--- Start Given information ---
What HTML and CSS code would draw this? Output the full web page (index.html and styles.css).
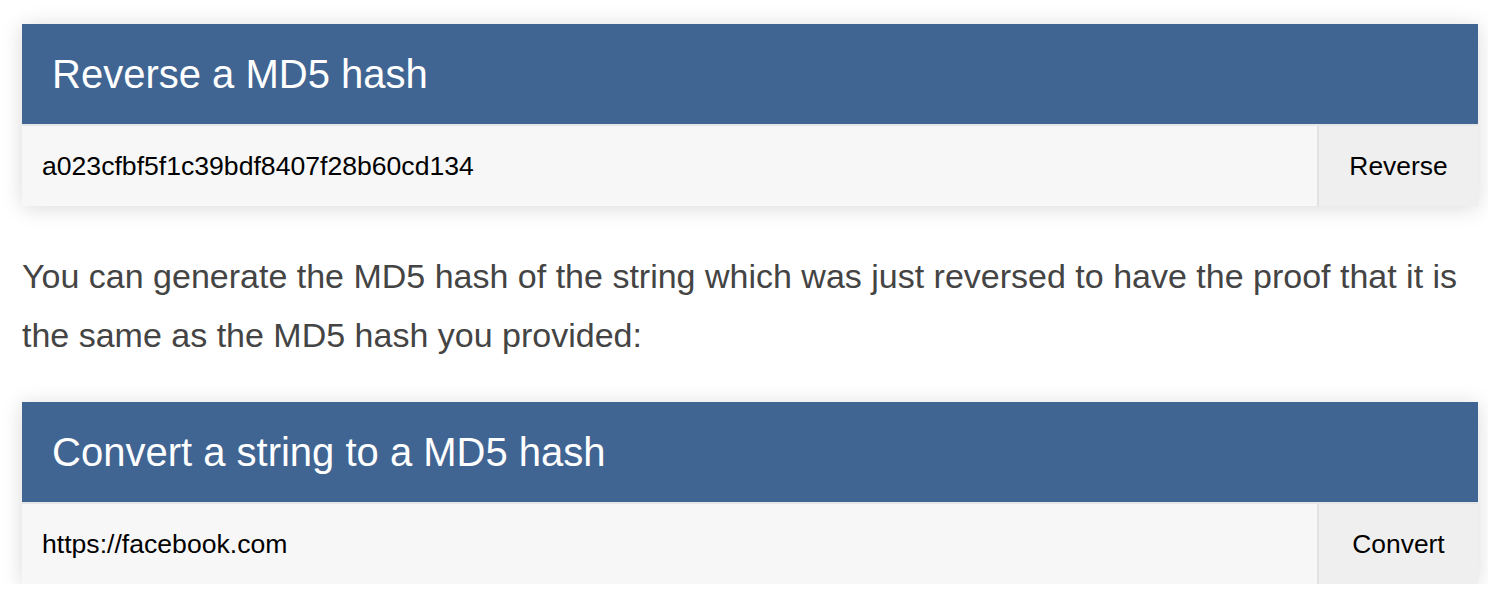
FILE: index.html
```html
<!DOCTYPE html>
<html>
<head>
<meta charset="utf-8">
<link rel="stylesheet" href="styles.css">
</head>
<body>
<main class="page">
  <section class="card">
    <h2 class="card-title">Reverse a MD5 hash</h2>
    <form class="field-row">
      <input class="field-input" type="text" value="a023cfbf5f1c39bdf8407f28b60cd134">
      <button class="field-btn" type="button">Reverse</button>
    </form>
  </section>
  <p class="note">You can generate the MD5 hash of the string which was just reversed to have the proof that it is the same as the MD5 hash you provided:</p>
  <section class="card">
    <h2 class="card-title">Convert a string to a MD5 hash</h2>
    <form class="field-row">
      <input class="field-input" type="text" value="https://facebook.com">
      <button class="field-btn" type="button">Convert</button>
    </form>
  </section>
</main>
</body>
</html>
```
FILE: styles.css
```css
html, body {
  margin: 0;
  padding: 0;
  background: #ffffff;
}
body {
  font-family: "Liberation Sans", Arial, sans-serif;
}
.page {
  width: 1456px;
  padding: 24px 0 0 22px;
}
.card {
  background: #f7f7f7;
  box-shadow: 0 2px 20px rgba(0, 0, 0, 0.15);
}
.card-title {
  margin: 0;
  height: 100px;
  display: flex;
  align-items: center;
  padding-left: 30px;
  background: #406593;
  color: #ffffff;
  font-size: 40px;
  font-weight: normal;
}
.field-row {
  display: flex;
  margin: 0;
  height: 80px;
  border-top: 2px solid #e6e6e6;
}
.field-input {
  flex: 1;
  min-width: 0;
  border: 0;
  outline: none;
  margin: 0;
  padding: 0 0 0 20px;
  background: #f7f7f7;
  color: #000;
  font-family: "Liberation Sans", Arial, sans-serif;
  font-size: 26.6px;
}
.field-btn {
  width: 161px;
  margin: 0;
  border: 0;
  border-left: 2px solid #e2e2e2;
  background: #efefef;
  color: #000;
  font-family: "Liberation Sans", Arial, sans-serif;
  font-size: 26.4px;
  padding: 0;
}
.note {
  margin: 41px 0 37px;
  color: #444444;
  font-size: 34px;
  line-height: 59px;
}
```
--- End Given information ---
What is expected:
Set down the complete material exactly, but do not include the images.

Full answer:
What HTML and CSS code would draw this? Output the full web page (index.html and styles.css).
FILE: index.html
```html
<!DOCTYPE html>
<html>
<head>
<meta charset="utf-8">
<link rel="stylesheet" href="styles.css">
</head>
<body>
<main class="page">
  <section class="card">
    <h2 class="card-title">Reverse a MD5 hash</h2>
    <form class="field-row">
      <input class="field-input" type="text" value="a023cfbf5f1c39bdf8407f28b60cd134">
      <button class="field-btn" type="button">Reverse</button>
    </form>
  </section>
  <p class="note">You can generate the MD5 hash of the string which was just reversed to have the proof that it is the same as the MD5 hash you provided:</p>
  <section class="card">
    <h2 class="card-title">Convert a string to a MD5 hash</h2>
    <form class="field-row">
      <input class="field-input" type="text" value="https://facebook.com">
      <button class="field-btn" type="button">Convert</button>
    </form>
  </section>
</main>
</body>
</html>
```
FILE: styles.css
```css
html, body {
  margin: 0;
  padding: 0;
  background: #ffffff;
}
body {
  font-family: "Liberation Sans", Arial, sans-serif;
}
.page {
  width: 1456px;
  padding: 24px 0 0 22px;
}
.card {
  background: #f7f7f7;
  box-shadow: 0 2px 20px rgba(0, 0, 0, 0.15);
}
.card-title {
  margin: 0;
  height: 100px;
  display: flex;
  align-items: center;
  padding-left: 30px;
  background: #406593;
  color: #ffffff;
  font-size: 40px;
  font-weight: normal;
}
.field-row {
  display: flex;
  margin: 0;
  height: 80px;
  border-top: 2px solid #e6e6e6;
}
.field-input {
  flex: 1;
  min-width: 0;
  border: 0;
  outline: none;
  margin: 0;
  padding: 0 0 0 20px;
  background: #f7f7f7;
  color: #000;
  font-family: "Liberation Sans", Arial, sans-serif;
  font-size: 26.6px;
}
.field-btn {
  width: 161px;
  margin: 0;
  border: 0;
  border-left: 2px solid #e2e2e2;
  background: #efefef;
  color: #000;
  font-family: "Liberation Sans", Arial, sans-serif;
  font-size: 26.4px;
  padding: 0;
}
.note {
  margin: 41px 0 37px;
  color: #444444;
  font-size: 34px;
  line-height: 59px;
}
```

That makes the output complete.